In food musings... I promised my husband I'd blog something. We had a 15 bean soup kit - basically a bag of beans and a "ham packet" (do not even begin to ask me what the hell is in a ham packet - powdered ham???? powdered delicious?) and I had soaked the beans. Saturday night I was out like a light and my husband, an extremely good cook - he has worked as a line cook in restaurants before - started in on the soup. When I awoke he said that he had given up and it was in my hands now. He went off to the gym while I did some housework and fixed the soup. Various spices, more water, boil off some of the tomato paste... just a few tricks up these here sleeves!

This week we have an exciting week of menus for dinner on our low carb kick.

Monday - Salmon with pesto and tomatoes broiled in foil with salad
Tuesday - zucchini cups with tomato and ground beef and stirfry broccoli raab
Wednesday - Chili Lime pork chops with salad
Thursday - Roasted Tilapia with napa cabbage and shitake mushrooms
Friday - chickpeas ground beef and cilantro

Lunch chicken peanut butter chicken skewers (light on the pb of course!)

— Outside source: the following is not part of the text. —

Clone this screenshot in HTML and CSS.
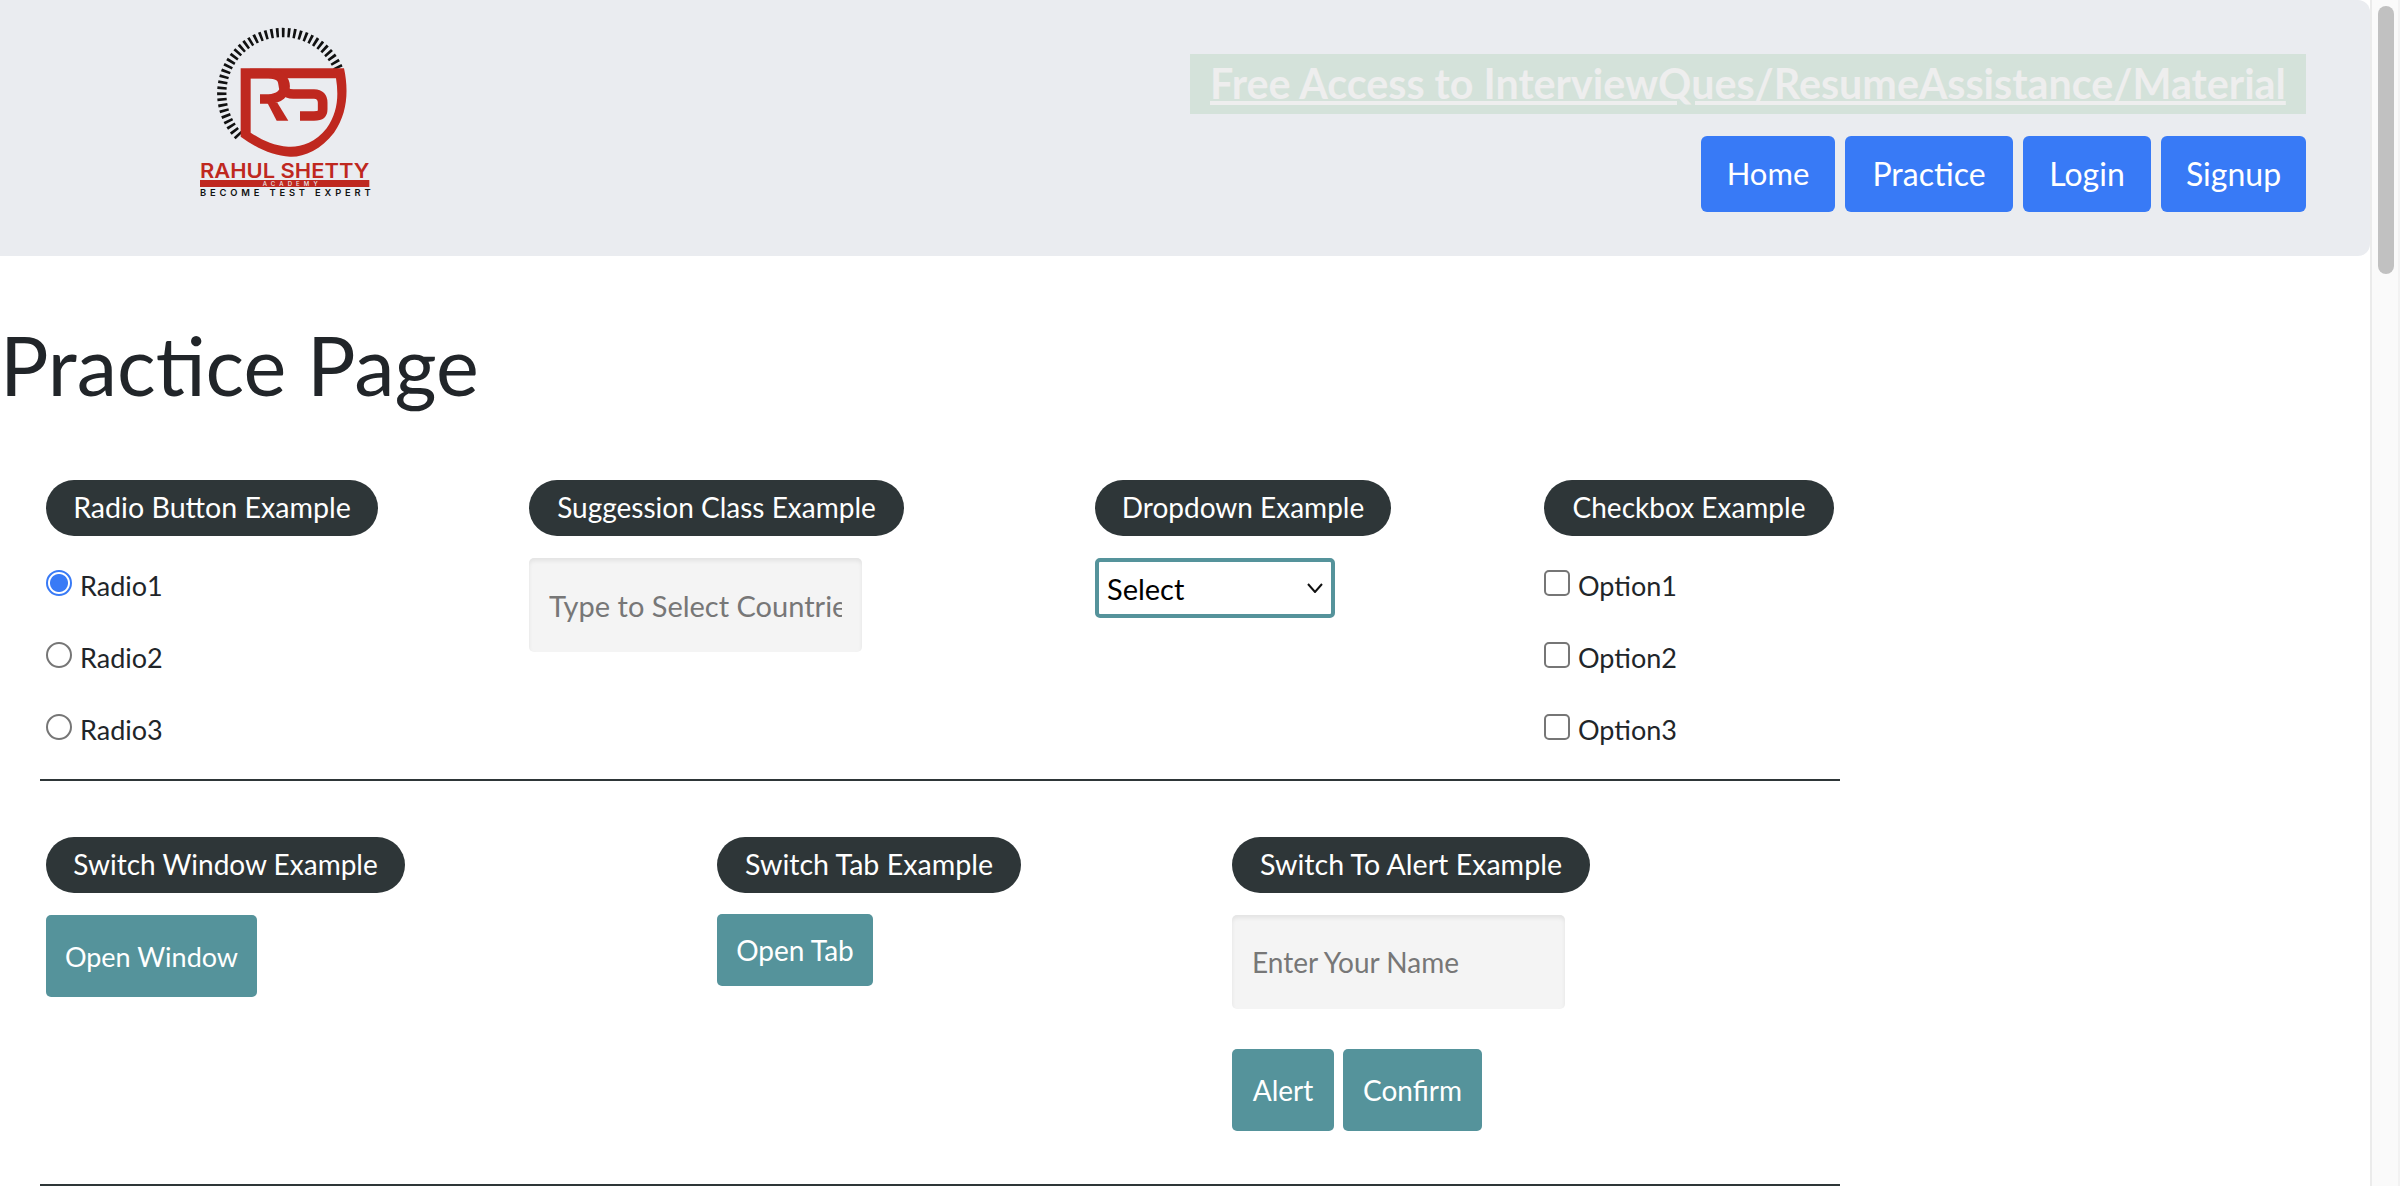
FILE: index.html
```html
<!DOCTYPE html>
<html lang="en">
<head>
<meta charset="utf-8">
<title>Practice Page</title>
<link rel="stylesheet" href="styles.css">
</head>
<body>
<div class="viewport">
  <main class="page">
    <header class="site-header">
      <svg class="logo" viewBox="0 0 720 660" role="img" aria-label="Rahul Shetty Academy logo">
        <path class="logo-ticks" d="M237 408A183 183 0 1 1 535 205"/>
        <path class="logo-red" d="M242 205H552C566 270 563 340 522 398C482 450 430 472 390 470C340 468 290 445 242 410Z"/>
        <path class="logo-bg" d="M272 235H528C537 290 532 340 500 385C465 430 420 442 385 440C340 438 305 420 272 398Z"/>
        <path class="logo-stroke" d="M270 221H325C392 221 392 297 325 297H300"/>
        <path class="logo-red" d="M322 308H352L385 362H350Z"/>
        <path class="logo-stroke" d="M352 224C385 238 352 282 400 282H462C480 282 488 292 488 308V328C488 345 478 348 462 348H420"/>
        <text class="logo-name" x="120" y="533" textLength="508" lengthAdjust="spacingAndGlyphs">RAHUL SHETTY</text>
        <rect class="logo-band" x="120" y="540" width="508" height="21"/>
        <text class="logo-academy" x="308" y="558" textLength="165" lengthAdjust="spacing">ACADEMY</text>
        <text class="logo-tag" x="120" y="588" textLength="512" lengthAdjust="spacing">BECOME TEST EXPERT</text>
      </svg>
      <div class="header-right">
        <div class="banner"><a href="#">Free Access to InterviewQues/ResumeAssistance/Material</a></div>
        <nav class="nav">
          <a class="nav-btn nav-home" href="#">Home</a>
          <a class="nav-btn nav-practice" href="#">Practice</a>
          <a class="nav-btn nav-login" href="#">Login</a>
          <a class="nav-btn nav-signup" href="#">Signup</a>
        </nav>
      </div>
    </header>

    <h1 class="title">Practice Page</h1>

    <section class="row row-one">
      <div class="col">
        <div class="pill pill-radio">Radio Button Example</div>
        <label class="opt"><input type="radio" name="r" checked>Radio1</label>
        <label class="opt"><input type="radio" name="r">Radio2</label>
        <label class="opt"><input type="radio" name="r">Radio3</label>
      </div>
      <div class="col">
        <div class="pill pill-sugg">Suggession Class Example</div>
        <input class="field field-sugg" type="text" placeholder="Type to Select Countries">
      </div>
      <div class="col">
        <div class="pill pill-drop">Dropdown Example</div>
        <div class="select"><span>Select</span>
          <svg class="chev" viewBox="0 0 16 10"><path d="M1 1L8 9L15 1"/></svg>
        </div>
      </div>
      <div class="col">
        <div class="pill pill-check">Checkbox Example</div>
        <label class="opt"><input type="checkbox">Option1</label>
        <label class="opt"><input type="checkbox">Option2</label>
        <label class="opt"><input type="checkbox">Option3</label>
      </div>
    </section>
    <hr class="rule">

    <section class="row row-two">
      <div class="col">
        <div class="pill pill-window">Switch Window Example</div>
        <button class="btn btn-window">Open Window</button>
      </div>
      <div class="col">
        <div class="pill pill-tab">Switch Tab Example</div>
        <a class="btn btn-tab" href="#">Open Tab</a>
      </div>
      <div class="col">
        <div class="pill pill-alert">Switch To Alert Example</div>
        <input class="field" type="text" placeholder="Enter Your Name">
        <div class="btn-row">
          <button class="btn btn-alert">Alert</button>
          <button class="btn btn-confirm">Confirm</button>
        </div>
      </div>
    </section>
    <hr class="rule">
  </main>
  <aside class="scrollbar" aria-hidden="true"><div class="thumb"></div></aside>
</div>
</body>
</html>
```

FILE: styles.css
```css
* { box-sizing: border-box; }
html, body { margin: 0; padding: 0; background: #fff; }
body { font-family: "Lato", "Noto Sans", sans-serif; color: #212529; }
.viewport { display: flex; height: 1186px; overflow: hidden; }
.page { width: 2370px; flex: none; }

.scrollbar { width: 30px; flex: none; background: #fafafa; border-left: 2px solid #ebebeb; border-right: 2px solid #f2f2f2; padding: 6px 4px 0 6px; }
.thumb { width: 16px; height: 268px; border-radius: 8px; background: #c1c1c1; }

.site-header { height: 256px; background: #eaecf0; border-radius: 0 12px 12px 0; display: flex; justify-content: space-between; padding-right: 64px; }
.logo { width: 240px; height: 220px; margin-left: 160px; flex: none; }
.logo-ticks { fill: none; stroke: #111; stroke-width: 28; stroke-dasharray: 8 9; }
.logo-red { fill: #bf281f; }
.logo-bg { fill: #eaecf0; }
.logo-stroke { fill: none; stroke: #bf281f; stroke-width: 29; }
.logo-name { font: 600 62px "Inter", sans-serif; fill: #bf281f; }
.logo-band { fill: #bf281f; }
.logo-academy { font: 500 18px "Inter", sans-serif; fill: #eaecf0; }
.logo-tag { font: 600 28px "Inter", sans-serif; fill: #111; }

.header-right { display: flex; flex-direction: column; align-items: flex-end; padding-top: 54px; }
.banner { height: 60px; width: 1116px; background: #d4e2da; padding: 0 20px 3px; display: flex; align-items: center; white-space: nowrap; }
.banner a { color: #eeeeee; font-size: 41.25px; font-weight: 700; text-decoration: underline; text-decoration-thickness: 4px; }
.nav { display: flex; gap: 10px; margin-top: 22px; }
.nav-btn { height: 76px; background: #387af6; color: #fff; font-size: 32px; border-radius: 6px; padding-bottom: 2px; display: flex; align-items: center; justify-content: center; text-decoration: none; }
.nav-home { width: 134px; font-size: 31px; }
.nav-practice { width: 168px; }
.nav-login { width: 128px; }
.nav-signup { width: 145px; }

.title { margin: 62px 0 0; font-size: 81px; font-weight: 400; line-height: 94px; height: 94px; color: #212529; }

.row { display: grid; padding-left: 46px; }
.row-one { margin-top: 68px; grid-template-columns: 483px 566px 449px 1fr; height: 299px; }
.row-two { margin-top: 56px; grid-template-columns: 671px 515px 1fr; height: 347px; }
.col { display: flex; flex-direction: column; align-items: flex-start; }

.pill { height: 56px; background: #2e3638; color: #fff; font-size: 28px; border-radius: 28px; padding-bottom: 2px; display: flex; align-items: center; justify-content: center; white-space: nowrap; margin-bottom: 22px; }
.pill-radio { width: 332px; font-size: 28.6px; }
.pill-sugg { width: 375px; }
.pill-drop { width: 296px; }
.pill-check { width: 290px; }
.pill-window { width: 359px; }
.pill-tab { width: 304px; font-size: 28.6px; }
.pill-alert { width: 358px; font-size: 28.6px; }

.opt { display: flex; align-items: flex-start; height: 26px; margin-top: 12px; margin-bottom: 34px; font-size: 27px; line-height: 32px; color: #212529; white-space: nowrap; }
.opt input { appearance: none; width: 26px; height: 26px; margin: 0 8px 0 0; flex: none; background: #fff; border: 2px solid #767676; }
.opt input[type="radio"] { border-radius: 50%; }
.opt input[type="checkbox"] { border-radius: 5px; }
.opt input[type="radio"]:checked { border-color: #387af6; background: radial-gradient(circle, #387af6 0 8.5px, #fff 9.5px); }

.field { width: 333px; height: 94px; background: #f4f4f4; border: 0; border-radius: 5px; padding: 0 20px; font: 28px "Lato", sans-serif; box-shadow: inset 0 3px 4px rgba(0,0,0,.07); }
.field-sugg { font-size: 29px; }
.field::placeholder { color: #777; opacity: 1; }

.select { width: 240px; height: 60px; border: 4px solid #55939b; border-radius: 5px; display: flex; align-items: center; justify-content: space-between; padding: 0 8px 0 8px; font-size: 29px; color: #000; }
.chev { width: 16px; height: 10px; }
.chev path { fill: none; stroke: #111; stroke-width: 2; }

.btn { background: #55939b; color: #fff; border: 0; border-radius: 5px; font: 28px "Lato", sans-serif; display: flex; align-items: center; justify-content: center; text-decoration: none; padding: 0; }
.btn-window { width: 211px; height: 82px; font-size: 27px; }
.btn-tab { width: 156px; height: 72px; margin-top: -1px; }
.btn-row { display: flex; gap: 9px; margin-top: 40px; }
.btn-alert { width: 102px; height: 82px; }
.btn-confirm { width: 139px; height: 82px; }

.rule { margin: 0 0 0 40px; width: 1800px; height: 2px; border: 0; background: #2e3638; }
```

I have been tracking the weekend shopping lists and when this week is complete we'll have four weekly shopping lists "in the can." We'll have tried all the recipes. It's sad that hubby doesn't like salmon - I thought last night's dinner was divine but he was all about fish-as-vehicle-for-bringing-me-more-pesto. Tilapia, however, does work for us to enjoy once a week, it's mild and cheap and easy.

We seem to have a system down. It's quite fun what's going on these days in the kitchen. It's cool to have a sticky note posted of the meals for the week and recipes standing by so either of us can get to work in the kitchen any day of the week. We try to keep light prep loads for the nights when we both get home late.